Aden planned a run through Crittenden County to raise food for the Good Neighbor Center, said Dana Parker of West Memphis, but the city didn’t want its name affiliated with the effort.

“When something comes at you real quick and fast, and you don’t know anything about the person, you just get suspicious of it,” said Parker, who is on the board of the Good Neighbor Center, which provides disaster and emergency relief assistance.

“I’ve always heard the expression, ‘If it seems to be too good to be true, it probably is.’”

David Peeples, city attorney in West Memphis, said he called Aden last year and asked him to remove the city’s seal from the Residents 4 Arkansas website, and Aden did.

The center did get some food donations from Aden’s run, Parker recalled.

Aden completed a similar run for charity in Northwest Arkansas in late April and early May, his campaign said.

A May 11 news release from his campaign said 11,500 cans of food Aden collected would go to food banks and food pantries in the 3rd District.

Lorenzo Parker, parks and recreation director in West Memphis, said Aden’s Arkansas nonprofit planned to help resurface 12 tennis courts at Tilden Rogers Sports Complex last summer, but that never happened.

“Ken came to a meeting and was going to raise funds for us to redo our tennis court,” Parker said. “He was all gung ho about it, but he never raised a dime. We haven’t heard a word from him since. He just disappeared all at once. The next thing I heard he was running for Congress out of Russellville, Ark.”

Aden told people in West Memphis that his father lived there, Peeples said.

A video online at youtube.com/watch?v=2gInNQ-6Q7o shows Aden talking about Residents 4 Arkansas.

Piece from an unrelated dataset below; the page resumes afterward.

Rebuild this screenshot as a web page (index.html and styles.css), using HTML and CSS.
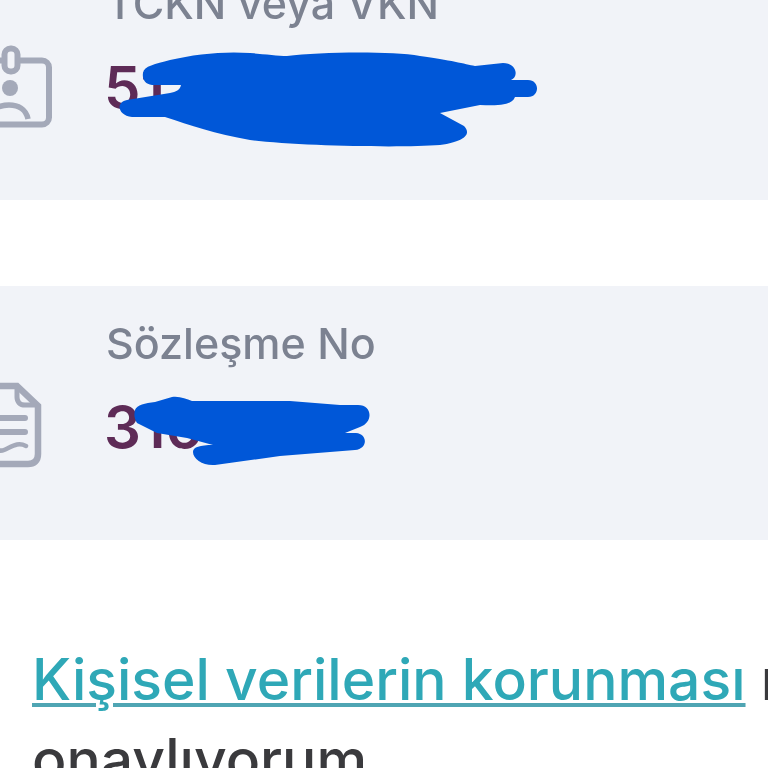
FILE: index.html
```html
<!DOCTYPE html>
<html lang="tr">
<head>
<meta charset="utf-8">
<title>Sözleşme Bilgileri</title>
<link rel="stylesheet" href="styles.css">
</head>
<body>
<main class="screen">
  <section class="card card-first">
    <svg class="icon icon-badge" viewBox="0 0 60 90" aria-hidden="true">
      <rect x="-8" y="19.5" width="59" height="64" rx="7" fill="none" stroke="#a4a9b9" stroke-width="6"/>
      <rect x="6.5" y="7.5" width="13" height="23" rx="6" fill="#f1f3f8" stroke="#a4a9b9" stroke-width="6"/>
      <circle cx="12" cy="47" r="8" fill="#a4a9b9"/>
      <path d="M-10 78C-8 68 2 64 11 64S28 68 30 78" fill="none" stroke="#a4a9b9" stroke-width="5.5"/>
    </svg>
    <div class="field">
      <div class="label">TCKN veya VKN</div>
      <div class="value">51</div>
    </div>
    <svg class="scribble" viewBox="0 0 768 200" aria-hidden="true">
      <path d="M143 73C144 66 155 64 170 60C195 54 225 51 250 53C265 54 278 56 287 56C320 52 390 51 420 56C450 60 465 64 475 66L503 63C517 63 519 77 511 80H528C540 80 540 97 528 97H515C512 105 500 106 480 105L440 113L464 126C471 133 467 141 440 145C400 148 300 146 250 140C215 134 190 125 165 117H132C117 115 116 102 127 100L170 93C176 92 180 90 181 85H152C145 84 142 79 143 73Z"/>
    </svg>
  </section>

  <section class="card card-second">
    <svg class="icon icon-doc" viewBox="0 0 60 90" aria-hidden="true">
      <path d="M-10 4H27L48 24V72C48 79 44 82 38 82H-10" fill="none" stroke="#a4a9b9" stroke-width="6.5"/>
      <path d="M27 4V15C27 20 30 23 35 23H48" fill="none" stroke="#a4a9b9" stroke-width="5"/>
      <path d="M-10 36H35M-10 50H35" fill="none" stroke="#a4a9b9" stroke-width="6" stroke-linecap="round"/>
      <path d="M-10 64C-2 58 5 72 14 68S28 60 36 64" fill="none" stroke="#a4a9b9" stroke-width="4.5" stroke-linecap="round"/>
    </svg>
    <div class="field">
      <div class="label">Sözleşme No</div>
      <div class="value">316</div>
    </div>
    <svg class="scribble" viewBox="0 0 768 254" aria-hidden="true">
      <path d="M135 124C137 119 145 117 155 116L172 111C180 110 186 113 192 115H290L340 119H358C373 119 373 137 360 141L345 147H356C368 148 368 163 355 164L280 170L215 179C203 180 193 173 193 166C193 161 200 159 213 159L187 152L157 147L137 137C134 132 134 128 135 124Z"/>
    </svg>
  </section>

  <p class="consent"><a class="consent-link" href="#">Kişisel verilerin korunması</a> metnini<br>onaylıyorum</p>
</main>
</body>
</html>
```

FILE: styles.css
```css
html, body {
  margin: 0;
  padding: 0;
  background: #fff;
}

.screen {
  width: 768px;
  height: 768px;
  overflow: hidden;
  font-family: "Inter", "Liberation Sans", sans-serif;
  filter: blur(0.5px);
}

.card {
  position: relative;
  display: flex;
  align-items: flex-start;
  gap: 48px;
  height: 254px;
  box-sizing: border-box;
  background: #f1f3f8;
}

.card-first {
  margin-top: -54px;
}

.card-second {
  margin-top: 86px;
}

.icon {
  flex: none;
  width: 60px;
  height: 90px;
  margin-left: -2px;
  overflow: visible;
}

.icon-badge {
  margin-top: 95px;
}

.icon-doc {
  margin-top: 96px;
  margin-left: -10px;
  margin-right: 8px;
}

.field {
  padding-top: 34px;
}

.label {
  font-size: 43px;
  line-height: 46px;
  font-weight: 500;
  color: #7c8291;
  white-space: nowrap;
}

.value {
  margin-top: 27px;
  margin-left: -2px;
  font-size: 58px;
  line-height: 68px;
  font-weight: 600;
  color: #5e2b57;
}

.scribble {
  position: absolute;
  left: 0;
  top: 54px;
  width: 768px;
  height: 200px;
  fill: #0057d8;
}

.card-second .scribble {
  top: 0;
  height: 254px;
}

.consent {
  margin: 100px 0 0 32px;
  font-size: 57px;
  line-height: 80px;
  font-weight: 500;
  color: #3a3a3d;
  white-space: nowrap;
}

.consent-link {
  color: #2fa8b7;
  text-decoration: underline;
  text-decoration-color: #4fa5b3;
  text-decoration-thickness: 4px;
  text-underline-offset: 3px;
}
```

In his message to the people of West Memphis, he said crime in the city needs to be addressed.

“My father was killed on his way to work in West Memphis,” Aden says in the video.

But according to a Jan. 5, 1995, article in The Commercial Appeal of Memphis, Louis Herman Aden, Ken’s father, was shot and killed by his estranged wife when he broke down the door to her trailer in Tyronza in Poinsett County.

A sheriff’s detective said at the time it was likely to be ruled a justifiable homicide, and Aden said in a Nov. 25 article in the Democrat-Gazette that his stepmother was cleared.